La confrontation électorale avec le PS : une condition nécéssaire mais pas suffisante

Il faut rompre avec ces stratégies électorales contradictoires héritées du passé. Lorsqu'on s'en prend à la politique du gouvernement, le PS est directement en cause. Il faut cesser de fragmenter notre discours en fonction des échéances électorales. Nous avons besoin d'une stratégie électorale cohérente, lisible et responsable qui privilégie l'unité des forces de gauche qui ne se reconnaissent pas dans la politique actuelle. Comment être crédible lorsque sur les plateaux de télévision, dans les journaux et sur les réseaux sociaux, nous condamnons avec vigueur les politiques d'austérité et qu'en même temps nous décidons de nous rallier à une force politique qui porte des mesures de régression sociale et démocratique ? Par nos jeux d'alliances nous creusons notre tombe et celui de la gauche d'où la nécessité d'en finir avec le « boulet PS ». Une telle rupture a, certes, son importance afin de reconquérir un électorat qui critique nos « complaisances » avec  le mastodonte socialiste ou bien encore celles et ceux qui ne croient plus en la politique. Mais cette condition n'est pas suffisante au risque de sombrer dans l'incantation permanente, fuyant ainsi toutes responsabilités nationales. Notre vocation n'est ni d'être un supplétif d'un PS libéral ni d'être dans la protestation permanente mais, au contraire, d'accéder aux responsabilités pour mener une politique démocratique nouvelle qui répond à l'urgence sociale et écologique. Trop souvent, nous sommes
caricaturés dans l'imaginaire collectif national comme une force sectaire, moribonde, tourné vers le passé qui reste dans le confort de la protestation. La gauche se réduit seulement au « PS et à ses alliés ». Quand on vote à gauche, on vote « PS ». Dans ces conditions, il est difficile d'envisager un changement de politique avec un PS libéral hégémonique. D'autant plus que la gauche est provoquée par un premier ministre qui veut liquider la « vieille gauche ». Nous ne pouvons plus nous permettre d'attendre une réorientation, très peu probable, du PS. Il est temps que les « frondeurs » prennent leur responsabilité. Nous devons briser ces vieilles représentations et étiquettes caricaturales afin de gagner en crédibilité et de disputer le leadership de la gauche au PS.
C'est tout le sens d'une refondation de la gauche. Il ne s'agit pas, ici, de « vouloir la peau » du PS par principe de manière définitive mais l'expérience du pouvoir selon Manuel Valls et François Hollande nous oblige à ne plus pouvoir les considérer comme des partenaires.
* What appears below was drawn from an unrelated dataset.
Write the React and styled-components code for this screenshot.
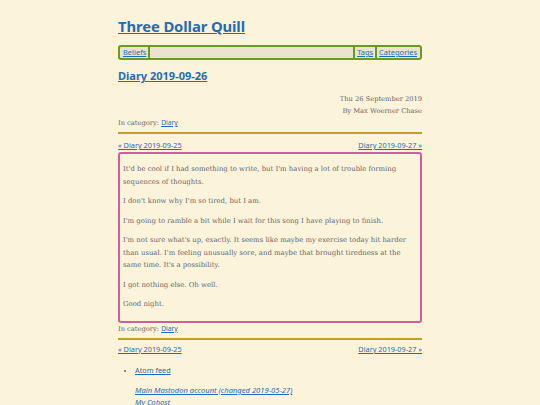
import styled, { createGlobalStyle } from 'styled-components'

const GlobalStyle = createGlobalStyle`
  html, body {
    margin: 0;
    padding: 0;
    background: #fcf3db;
  }
  body {
    font-family: "DejaVu Serif", serif;
    color: #666;
  }
`

const Page = styled.div`
  width: 304px;
  margin: 0 auto;
  padding-top: 15px;
`

const Title = styled.h1`
  margin: 0 0 8px;
  font-family: "Noto Sans", "Open Sans", sans-serif;
  font-size: 14.8px;
  line-height: 22px;
  font-weight: 700;
  letter-spacing: -0.1px;
`

const SansLink = styled.a`
  font-family: "Noto Sans", "Open Sans", sans-serif;
  color: #1f6db4;
  text-decoration: underline;
  font-style: ${p => (p.$italic ? 'italic' : 'normal')};
`

const Nav = styled.nav`
  display: flex;
  align-items: center;
  height: 11px;
  border: 2px solid #6b9a22;
  border-radius: 3px;
  background: #ebe3cf;
  font-size: 7.5px;
  line-height: 11px;
  padding: 0 1px;
`

const NavItem = styled.span`
  padding: 0 2px;
  border-left: ${p => (p.$left ? '2px solid #6b9a22' : 'none')};
  border-right: ${p => (p.$right ? '2px solid #6b9a22' : 'none')};
  height: 100%;
`

const Spacer = styled.div`
  flex: 1;
`

const PostTitle = styled.h2`
  margin: 8px 0 0;
  font-family: "Noto Sans", "Open Sans", sans-serif;
  font-size: 11px;
  line-height: 16px;
  font-weight: 700;
`

const Meta = styled.div`
  margin-top: 9px;
  text-align: right;
  font-size: 6.7px;
  line-height: 12px;
`

const Line = styled.div`
  font-size: 6.7px;
  line-height: 12px;
`

const Rule = styled.hr`
  margin: 3px 0 0;
  border: none;
  height: 2px;
  background: #c29f2c;
`

const PrevNext = styled.div`
  display: flex;
  justify-content: space-between;
  margin-top: ${p => p.$gap}px;
  font-size: 7.3px;
  line-height: 12px;
`

const Article = styled.article`
  margin-top: 1px;
  border: 2px solid #cf5f9c;
  border-radius: 3px;
  padding: 9px 2px 3px 3px;
`

const Para = styled.p`
  margin: 0 0 7px;
  font-size: 6.9px;
  line-height: 12.5px;
`

const Links = styled.ul`
  margin: 9px 0 0;
  padding-left: 17px;
  font-size: 7.3px;
  line-height: 12px;
  li::marker {
    color: #666;
  }
`

const Social = styled.div`
  margin: 7px 0 0 17px;
  font-size: 7.6px;
  line-height: 12px;
  display: flex;
  flex-direction: column;
  align-items: flex-start;
`

const paragraphs = [
  "It'd be cool if I had something to write, but I'm having a lot of trouble forming sequences of thoughts.",
  "I don't know why I'm so tired, but I am.",
  "I'm going to ramble a bit while I wait for this song I have playing to finish.",
  "I'm not sure what's up, exactly. It seems like maybe my exercise today hit harder than usual. I'm feeling unusually sore, and maybe that brought tiredness at the same time. It's a possibility.",
  "I got nothing else. Oh well.",
  "Good night.",
]

const PrevNextLinks = ({ gap }) => (
  <PrevNext $gap={gap}>
    <SansLink href="#">« Diary 2019-09-25</SansLink>
    <SansLink href="#">Diary 2019-09-27 »</SansLink>
  </PrevNext>
)

const App = () => (
  <>
    <GlobalStyle />
    <Page>
      <Title><SansLink href="#">Three Dollar Quill</SansLink></Title>
      <Nav>
        <NavItem $right><SansLink href="#">Beliefs</SansLink></NavItem>
        <Spacer />
        <NavItem $left><SansLink href="#">Tags</SansLink></NavItem>
        <NavItem $left><SansLink href="#">Categories</SansLink></NavItem>
      </Nav>
      <PostTitle><SansLink href="#">Diary 2019-09-26</SansLink></PostTitle>
      <Meta>
        <div>Thu 26 September 2019</div>
        <div>By Max Woerner Chase</div>
      </Meta>
      <Line>In category: <SansLink href="#">Diary</SansLink></Line>
      <Rule />
      <PrevNextLinks gap={5} />
      <Article>
        {paragraphs.map((text, i) => <Para key={i}>{text}</Para>)}
      </Article>
      <Line>In category: <SansLink href="#">Diary</SansLink></Line>
      <Rule />
      <PrevNextLinks gap={3} />
      <Links>
        <li><SansLink href="#">Atom feed</SansLink></li>
      </Links>
      <Social>
        <SansLink href="#" $italic>Main Mastodon account (changed 2019-05-27)</SansLink>
        <SansLink href="#" $italic>My Cohost</SansLink>
      </Social>
    </Page>
  </>
)

export default App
 Refonder la gauche avec le PCF : changer la gauche pour changer la France

Nous ne pouvons plus nous résigner à subir un PS libéral hégémonique à gauche qui par le gouvernement qu'il soutient, liquide sur l'autel d'un libéralisme sectaire et caricatural les valeurs historiques du mouvement ouvrier et du socialisme démocratique. Nous ne pouvons plus nous résigner à assister à ce qui équivaut à un second assassinat de Jaurès. Nous ne pouvons plus nous résigner à voire notre peuple désespéré se jeter dans les bras de la droite extrême. L'enjeu est immense et ambitieux car il s'agit d'écrire un nouveau récit collectif mobilisateur à gauche en phase avec la nouvelle réalité de la géographie politique française. Nous devons bousculer les vieux stéréotypes et les vieilles caricatures pour redonner du sens au combat de la gauche.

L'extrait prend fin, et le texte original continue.